There are two ways to mirror data to replicas: using the command-line interface (CLI) or Python code.

**Command Line Interface**

The easiest way to mirror data is using the MSC CLI. See :ref:`msc-sync-replicas-cli` for detailed information about the command.

**Python Code**

To populate replicas from the source using Python, you can use the :py:meth:`multistorageclient.StorageClient.sync_replicas` method:

.. code-block:: python
   :caption: Mirror data to replicas using Python.
   :linenos:

   from multistorageclient import StorageClient, StorageClientConfig

   # Initialize the client
   client = StorageClient(StorageClientConfig.from_file(profile="my-dataset"))
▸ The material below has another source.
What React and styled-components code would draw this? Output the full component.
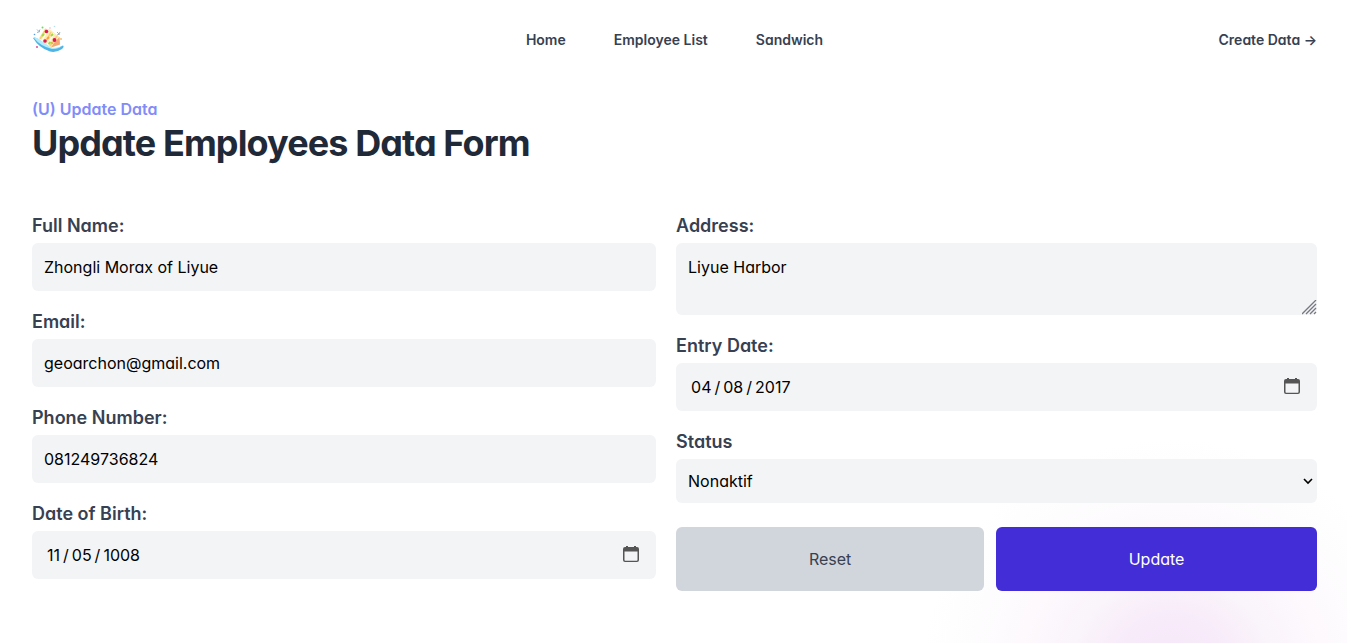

   # Mirror data from source to replica
   client.sync_replicas(source_path="", num_worker_processes=8)

The ``sync_replicas`` will spawn a number of worker processes to copy data from the source to the replicas. By default, it uses the local mode 
that runs the worker processes on the same machine as the client. You can also use the Ray mode to run the worker processes on a Ray cluster to 
take advantage of the distributed computing capabilities of Ray.

.. code-block:: python
   :caption: Mirror data to replicas using Ray.
   :linenos:

   from multistorageclient import StorageClient, StorageClientConfig
   from multistorageclient.types import ExecutionMode

   import ray

   # Connect to the Ray cluster
   ray.init(address="auto")

   # Initialize the client
   client = StorageClient(StorageClientConfig.from_file(profile="my-dataset"))

   # Mirror data from source to replica
   client.sync_replicas(source_path="", execution_mode=ExecutionMode.RAY)

   # Shutdown the Ray cluster
   ray.shutdown()

******************
Read from Replicas
******************

When you read from the source, MSC will automatically read from the replicas based on the configured priority.

.. code-block:: python
   :caption: Read from replicas using Python.
   :linenos:

   from multistorageclient import StorageClient, StorageClientConfig

   # Initialize the client
   client = StorageClient(StorageClientConfig.from_file(profile="my-dataset"))

   # Read object from the replicas
   # It will read from the replicas based on the read priority, 
   # so first from the my-dataset-s3-express profile, then from 
   # the my-dataset-lustre profile.
   client.read("files/my-file.txt")

   # Supported methods:
   # client.download_file("files/my-file.txt", "/local/path/to/my-file.txt")
   # client.copy("files/my-file.txt", "files/my-file-copy.txt")
   # client.open("files/my-file.txt", mode="rb")

If replicas are not populated (i.e., the data doesn't exist in the replica storage), MSC will automatically 
fall back to the source profile. This ensures that your application continues to work even if the replica 
synchronization hasn't been completed or if some replicas are unavailable.

The fallback mechanism works seamlessly in the background. When you attempt to read from a replica that 
doesn't contain the requested data, MSC will automatically try the next replica in priority order, and if 
all replicas fail, it will ultimately read from the source profile.

Additionally, MSC implements an **async upload-on-miss** strategy. When a read operation misses on any 
replica, MSC automatically uploads the object to replicas that are missing the data. This happens in 
background threads, so the caller doesn't block.

This provides a robust, fault-tolerant system where your applications can continue operating normally 
regardless of the replica population status, while keeping replicas up-to-date opportunistically.

**************
Best Practices
**************

**Latency-Sensitive Workloads**

If your workload is latency-sensitive and the data source is geographically distant, choose a replica 
that is close to your compute resources. For optimal performance, prefer a parallel filesystem such as 
Lustre, which provides high-throughput, low-latency access for compute-intensive applications.

**Network Throughput Optimization**

To maximize network throughput when copying data from object storage to local shared filesystems or 
to other object storage systems, consider using the :ref:`rust-client-reference` Rust client in MSC. 
The Rust client offers significant performance improvements over Python clients such as boto3, making it 
ideal for large-scale data transfer operations.

**Replica Synchronization Strategy**

Populate replicas first using :ref:`mirror-data-to-replicas` before relying on the **async upload-on-miss** mechanism. 
While async upload-on-miss provides automatic fallback, it is not optimal compared to :ref:`mirror-data-to-replicas`, 
which leverages multiprocessing for significantly better performance during **bulk data transfers**.